Despite these disturbing developments, Asia is also unique insofar as threats to academic freedom have been prosecuted in ways that help preserve academic prestige and institutional ranking in some areas, even as basic freedoms are denied in others. As such, the subversion of academic rights in Asia represents an existential test of whether academic freedom exists as an immutable concept for all or as a piecemeal offering granted to some disciplines and topics but not to others.


Asia’s Academic Freedom Trajectory

Taken together, the chapters included in this volume reveal a complex environment where formal and informal rules about academic rights and responsibilities often stand in opposition to one another. Each of the country cases covered in the volume has constitutional provisions that purport to enshrine and protect academic freedom, yet in each case, we also see instances in which these provisions are either ignored or superseded by new laws and regulations aimed at promoting political and national priorities. This tension is reproduced throughout the region. Take, for instance, Malaysia’s constitution guarantees freedom of speech and inquiry, but the Universities and University College Act gives the government control over student enrollments, staff appointments, educational programming, and financing, while also forbidding students and faculty from getting involved in political activities or trade unions.

Across cases, we see governments actively undercutting academic freedom and institutional autonomy, as in the case of China, Japan, and Singapore, but also passively not intervening when societal forces threaten and harass scholars who are working on unpopular topics, as in the case of Indonesia. These patterns are unfortunately replicated in neighboring states. In Myanmar, military authorities invoked security provisions to arrest and suspect thousands of students and teachers who took part in or expressed support for anti-coup protests in 2021. In India, the BJP government has repeatedly opted not to investigate or prosecute right-wing groups, like the ABVP, for attacks on university campuses in broad daylight.

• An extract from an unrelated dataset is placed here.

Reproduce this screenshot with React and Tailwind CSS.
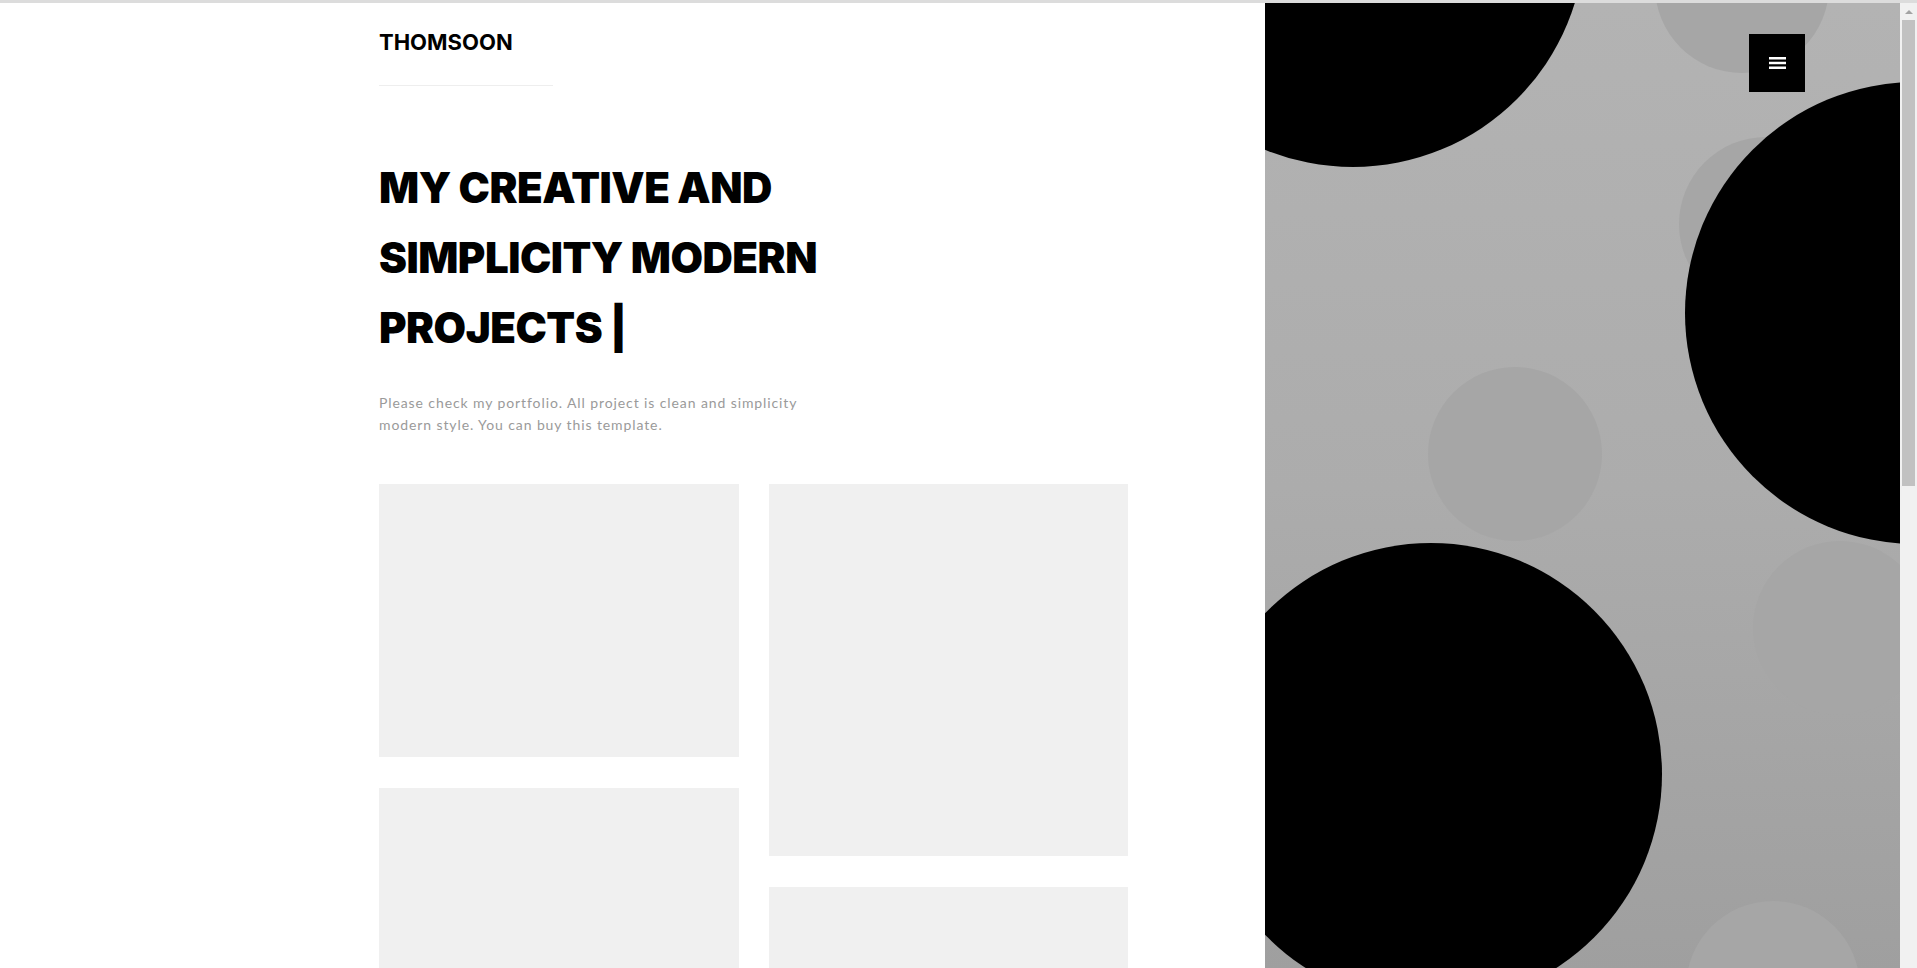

In most cases, university administrators sit in between external pressures from the outside and internal pressures from their faculty and students. When universities are given the autonomy to stand up and defend their communities, academic freedom, as shown in [Katrin] Kinzelbach’s cross-national study, is often advanced. Even so, administrators, whether it is due to political or financial interest, can themselves become a source of pressure and intimidation. In many parts of Asia, rising corporatization, alongside dependence on state funding, means that university administrators are poorly incentivized and often underpowered to stand up and defend academic freedom.

The broader academic community looks at instances of academic suppression and intimidation with concern and outrage. Yet, it is unclear how much is being done in response. At the very least, global rankings for institutions of higher learning ought to penalize those institutions that fail to provide an open scholarly environment, even if they are well endowed and they turn out top-notch graduates. This, however, is not the case. As George et al. argue, world university rankings are themselves embedded in a monetized system that affords blind spots for the academic freedom shortcomings of otherwise elite institutions. Until measures like the AFI are incorporated into ranking systems, censorship, intimidation, and harassment will continue to carry relatively few costs.

When academic freedom is violated, the scholarly community cannot and must not look away. Those fortunate to live in open societies with robust legal and institutional support for free speech and free academic inquiry must show solidarity with colleagues abroad who lack those protections. They should also monitor their own institutions and hold their administrators accountable for the academic freedom standards they are tasked with upholding. As with any principled position, commitments to academic freedom cannot and should not be compromised, nor should they be taken for granted.